_Given task_
Give the total number of lines with the word "code" in them, and no other words.

++++ Stored data ++++

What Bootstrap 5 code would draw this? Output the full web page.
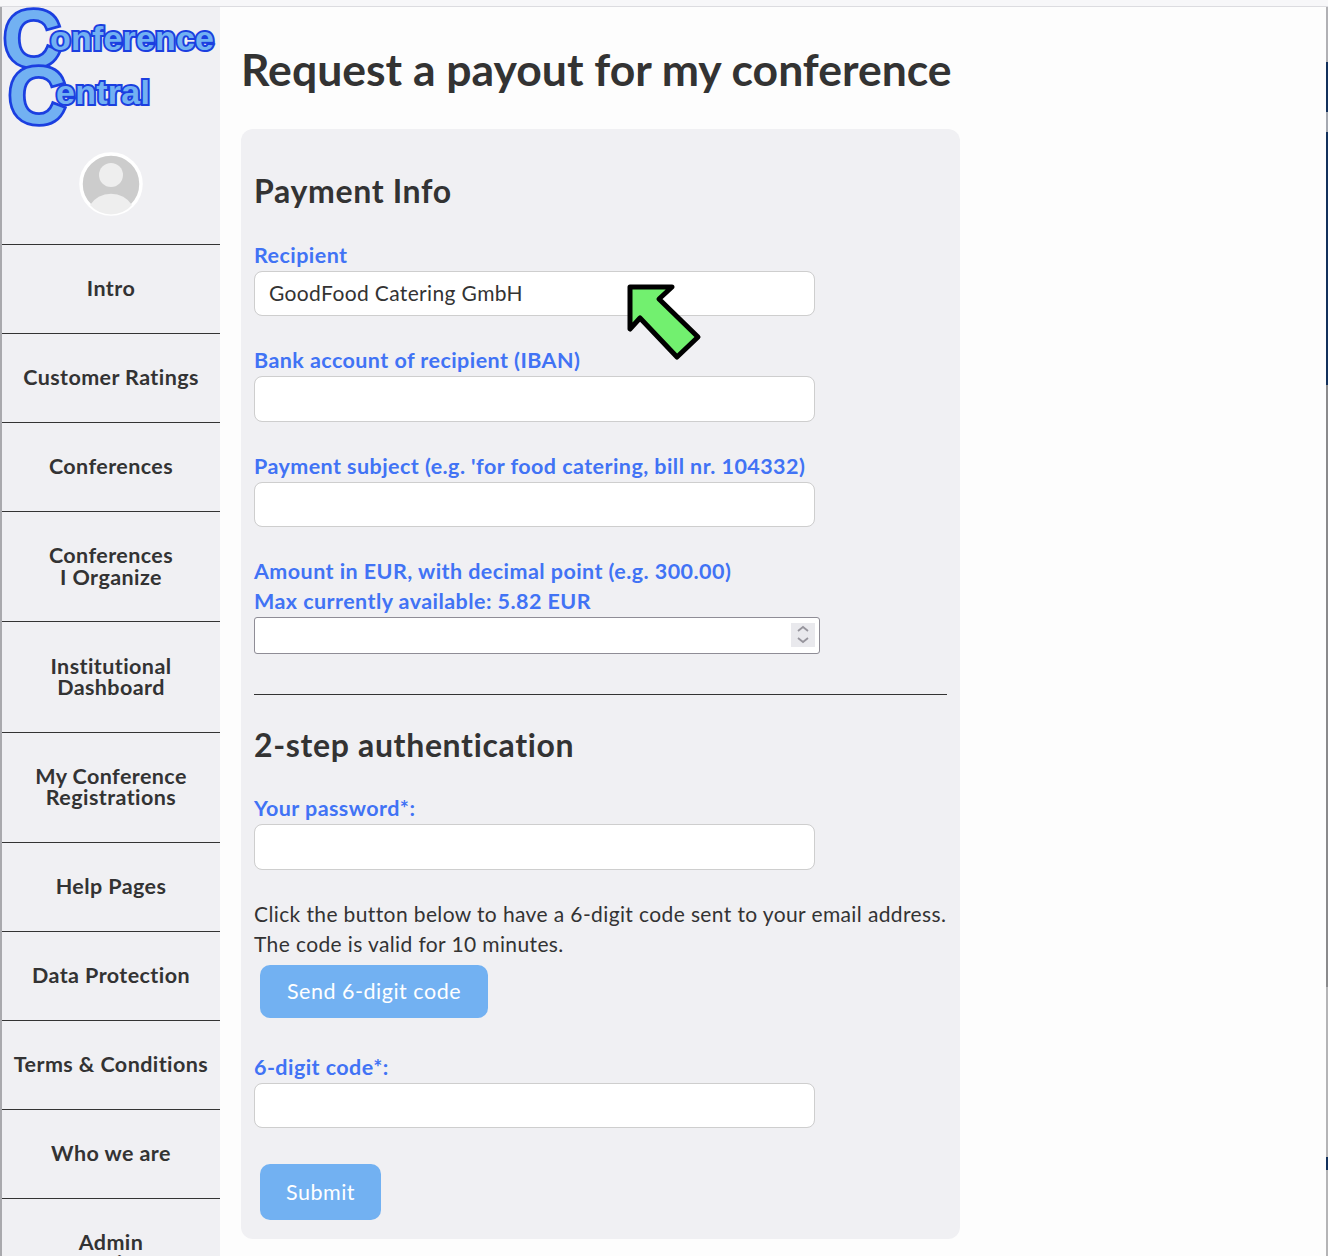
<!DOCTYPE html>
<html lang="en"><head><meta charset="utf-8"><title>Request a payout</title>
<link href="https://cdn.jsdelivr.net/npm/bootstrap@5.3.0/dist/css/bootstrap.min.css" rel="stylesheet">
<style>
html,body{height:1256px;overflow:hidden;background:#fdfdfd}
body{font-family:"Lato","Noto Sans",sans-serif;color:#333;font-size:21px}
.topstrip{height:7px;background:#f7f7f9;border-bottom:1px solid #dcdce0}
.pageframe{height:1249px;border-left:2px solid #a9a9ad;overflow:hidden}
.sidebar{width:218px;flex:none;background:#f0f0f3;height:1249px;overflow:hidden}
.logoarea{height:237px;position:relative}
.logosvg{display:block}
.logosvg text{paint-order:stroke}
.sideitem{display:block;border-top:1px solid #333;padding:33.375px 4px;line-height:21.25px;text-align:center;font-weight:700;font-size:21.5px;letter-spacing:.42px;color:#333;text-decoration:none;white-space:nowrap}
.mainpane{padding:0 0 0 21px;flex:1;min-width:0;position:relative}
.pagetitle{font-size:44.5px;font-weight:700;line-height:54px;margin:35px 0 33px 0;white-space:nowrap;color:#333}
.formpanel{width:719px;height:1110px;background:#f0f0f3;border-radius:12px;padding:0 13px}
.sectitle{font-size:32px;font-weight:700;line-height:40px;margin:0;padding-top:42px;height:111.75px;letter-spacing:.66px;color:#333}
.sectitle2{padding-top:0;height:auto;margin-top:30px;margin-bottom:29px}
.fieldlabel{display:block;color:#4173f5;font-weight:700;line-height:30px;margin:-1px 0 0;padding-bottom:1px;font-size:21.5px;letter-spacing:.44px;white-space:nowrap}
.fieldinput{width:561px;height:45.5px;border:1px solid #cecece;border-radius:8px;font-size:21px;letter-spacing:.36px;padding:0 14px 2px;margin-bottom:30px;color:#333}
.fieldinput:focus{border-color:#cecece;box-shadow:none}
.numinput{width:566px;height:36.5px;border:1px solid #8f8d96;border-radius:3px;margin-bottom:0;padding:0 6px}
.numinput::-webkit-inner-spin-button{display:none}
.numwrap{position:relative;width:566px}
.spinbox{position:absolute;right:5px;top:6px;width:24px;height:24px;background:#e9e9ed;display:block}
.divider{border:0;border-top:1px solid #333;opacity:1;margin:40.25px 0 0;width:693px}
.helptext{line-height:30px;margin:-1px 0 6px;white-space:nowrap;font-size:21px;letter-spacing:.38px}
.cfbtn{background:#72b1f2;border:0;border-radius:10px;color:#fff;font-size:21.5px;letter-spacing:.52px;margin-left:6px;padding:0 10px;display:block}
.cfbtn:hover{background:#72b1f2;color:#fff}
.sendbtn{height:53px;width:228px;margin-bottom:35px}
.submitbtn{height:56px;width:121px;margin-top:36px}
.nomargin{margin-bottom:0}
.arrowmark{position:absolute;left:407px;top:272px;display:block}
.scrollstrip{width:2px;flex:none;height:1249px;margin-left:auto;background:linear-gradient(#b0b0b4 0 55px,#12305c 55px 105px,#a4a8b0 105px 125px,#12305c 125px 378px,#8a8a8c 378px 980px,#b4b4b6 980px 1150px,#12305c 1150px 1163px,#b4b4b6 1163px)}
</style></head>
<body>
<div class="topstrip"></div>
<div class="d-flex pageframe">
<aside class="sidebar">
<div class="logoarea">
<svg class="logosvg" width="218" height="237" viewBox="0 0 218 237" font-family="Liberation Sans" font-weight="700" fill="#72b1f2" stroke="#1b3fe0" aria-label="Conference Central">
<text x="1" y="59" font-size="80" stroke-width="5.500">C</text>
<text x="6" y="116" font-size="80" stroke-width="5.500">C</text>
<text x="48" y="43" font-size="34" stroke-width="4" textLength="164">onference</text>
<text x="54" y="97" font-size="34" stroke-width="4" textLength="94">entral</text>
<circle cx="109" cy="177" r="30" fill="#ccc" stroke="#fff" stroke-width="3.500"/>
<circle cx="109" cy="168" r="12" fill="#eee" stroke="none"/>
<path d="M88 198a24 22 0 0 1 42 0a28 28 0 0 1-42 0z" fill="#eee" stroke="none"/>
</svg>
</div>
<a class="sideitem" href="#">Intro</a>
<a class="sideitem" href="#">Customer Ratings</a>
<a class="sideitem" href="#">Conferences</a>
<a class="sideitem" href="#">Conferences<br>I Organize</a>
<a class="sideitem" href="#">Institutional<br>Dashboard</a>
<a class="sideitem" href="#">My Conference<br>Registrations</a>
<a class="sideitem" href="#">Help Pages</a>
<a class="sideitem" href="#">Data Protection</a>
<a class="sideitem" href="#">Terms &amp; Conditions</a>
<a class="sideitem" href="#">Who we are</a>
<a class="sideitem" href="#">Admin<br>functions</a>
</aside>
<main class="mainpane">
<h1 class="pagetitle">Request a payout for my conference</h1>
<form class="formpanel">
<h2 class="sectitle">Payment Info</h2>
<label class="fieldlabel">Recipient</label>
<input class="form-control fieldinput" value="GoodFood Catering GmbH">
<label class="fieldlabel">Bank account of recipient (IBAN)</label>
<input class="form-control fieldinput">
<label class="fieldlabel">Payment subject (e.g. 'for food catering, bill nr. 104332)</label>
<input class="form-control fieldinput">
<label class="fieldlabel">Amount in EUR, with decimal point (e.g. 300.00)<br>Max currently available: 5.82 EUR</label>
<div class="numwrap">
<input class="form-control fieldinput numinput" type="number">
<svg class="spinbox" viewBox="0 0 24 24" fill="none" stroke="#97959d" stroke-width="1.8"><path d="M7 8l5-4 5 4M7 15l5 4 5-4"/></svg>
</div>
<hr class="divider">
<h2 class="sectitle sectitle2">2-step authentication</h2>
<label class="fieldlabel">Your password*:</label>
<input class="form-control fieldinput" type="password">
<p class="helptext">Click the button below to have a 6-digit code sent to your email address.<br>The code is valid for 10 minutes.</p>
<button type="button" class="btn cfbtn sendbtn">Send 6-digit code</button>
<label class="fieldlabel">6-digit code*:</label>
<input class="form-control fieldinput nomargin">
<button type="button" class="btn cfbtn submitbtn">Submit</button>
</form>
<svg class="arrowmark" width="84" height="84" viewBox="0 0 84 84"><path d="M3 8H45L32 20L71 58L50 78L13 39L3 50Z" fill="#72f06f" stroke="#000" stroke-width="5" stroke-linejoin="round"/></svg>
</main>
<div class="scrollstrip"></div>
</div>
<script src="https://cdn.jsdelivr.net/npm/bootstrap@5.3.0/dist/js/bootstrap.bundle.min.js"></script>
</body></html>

++++

_Finished exercise_
4